▸ Short problem: Would you transcribe the whole listing exactly, minus its pictures?

▸ Dataset extract:
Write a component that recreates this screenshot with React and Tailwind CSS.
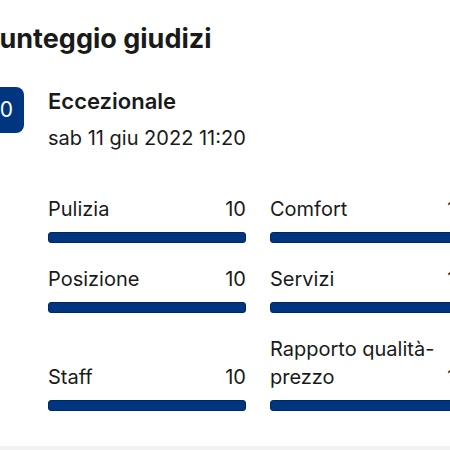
import React from "react";

const scores = [
  { label: "Pulizia", value: 10 },
  { label: "Comfort", value: 10 },
  { label: "Posizione", value: 10 },
  { label: "Servizi", value: 10 },
  { label: "Staff", value: 10 },
  { label: "Rapporto qualità-prezzo", value: 10 },
];

const ScoreRow = ({ label, value }) => (
  <div className="flex flex-col justify-end">
    <div className="flex items-end justify-between gap-3">
      <span className="leading-[28px]">{label}</span>
      <span className="leading-[28px]">{value}</span>
    </div>
    <div className="mt-[9px] h-[11px] w-full rounded-[3px] border border-[#00285f] bg-[#003580]" />
  </div>
);

const App = () => {
  return (
    <div
      className="min-h-[450px] bg-[#f2f2f2] text-[#1a1a1a]"
      style={{ fontFamily: "Inter, 'Noto Sans', sans-serif" }}
    >
      <div className="w-[500px] -ml-[20px] bg-white pb-[35px] pt-[22px]">
        {/* Titolo */}
        <h2 className="ml-[2px] text-[27px] font-bold leading-[33px]">
          Punteggio giudizi
        </h2>

        {/* Giudizio complessivo */}
        <div className="mt-[32px] flex gap-[24px]">
          <div className="flex h-[46px] w-[44px] items-center justify-center rounded-[8px] bg-[#003580] text-[21px] text-white">
            10
          </div>
          <div>
            <p className="text-[22px] font-semibold leading-[28px]">
              Eccezionale
            </p>
            <p className="mt-[10px] text-[20px] leading-[26px]">
              sab 11 giu 2022 11:20
            </p>
          </div>
        </div>

        {/* Punteggi per categoria */}
        <div className="mt-[44px] ml-[68px] grid w-[420px] grid-cols-2 gap-x-[24px] gap-y-[22px] text-[20px]">
          {scores.map((s) => (
            <ScoreRow key={s.label} label={s.label} value={s.value} />
          ))}
        </div>
      </div>
    </div>
  );
};

export default App;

▸ Response below:
Write a component that recreates this screenshot with React and Tailwind CSS.
import React from "react";

const scores = [
  { label: "Pulizia", value: 10 },
  { label: "Comfort", value: 10 },
  { label: "Posizione", value: 10 },
  { label: "Servizi", value: 10 },
  { label: "Staff", value: 10 },
  { label: "Rapporto qualità-prezzo", value: 10 },
];

const ScoreRow = ({ label, value }) => (
  <div className="flex flex-col justify-end">
    <div className="flex items-end justify-between gap-3">
      <span className="leading-[28px]">{label}</span>
      <span className="leading-[28px]">{value}</span>
    </div>
    <div className="mt-[9px] h-[11px] w-full rounded-[3px] border border-[#00285f] bg-[#003580]" />
  </div>
);

const App = () => {
  return (
    <div
      className="min-h-[450px] bg-[#f2f2f2] text-[#1a1a1a]"
      style={{ fontFamily: "Inter, 'Noto Sans', sans-serif" }}
    >
      <div className="w-[500px] -ml-[20px] bg-white pb-[35px] pt-[22px]">
        {/* Titolo */}
        <h2 className="ml-[2px] text-[27px] font-bold leading-[33px]">
          Punteggio giudizi
        </h2>

        {/* Giudizio complessivo */}
        <div className="mt-[32px] flex gap-[24px]">
          <div className="flex h-[46px] w-[44px] items-center justify-center rounded-[8px] bg-[#003580] text-[21px] text-white">
            10
          </div>
          <div>
            <p className="text-[22px] font-semibold leading-[28px]">
              Eccezionale
            </p>
            <p className="mt-[10px] text-[20px] leading-[26px]">
              sab 11 giu 2022 11:20
            </p>
          </div>
        </div>

        {/* Punteggi per categoria */}
        <div className="mt-[44px] ml-[68px] grid w-[420px] grid-cols-2 gap-x-[24px] gap-y-[22px] text-[20px]">
          {scores.map((s) => (
            <ScoreRow key={s.label} label={s.label} value={s.value} />
          ))}
        </div>
      </div>
    </div>
  );
};

export default App;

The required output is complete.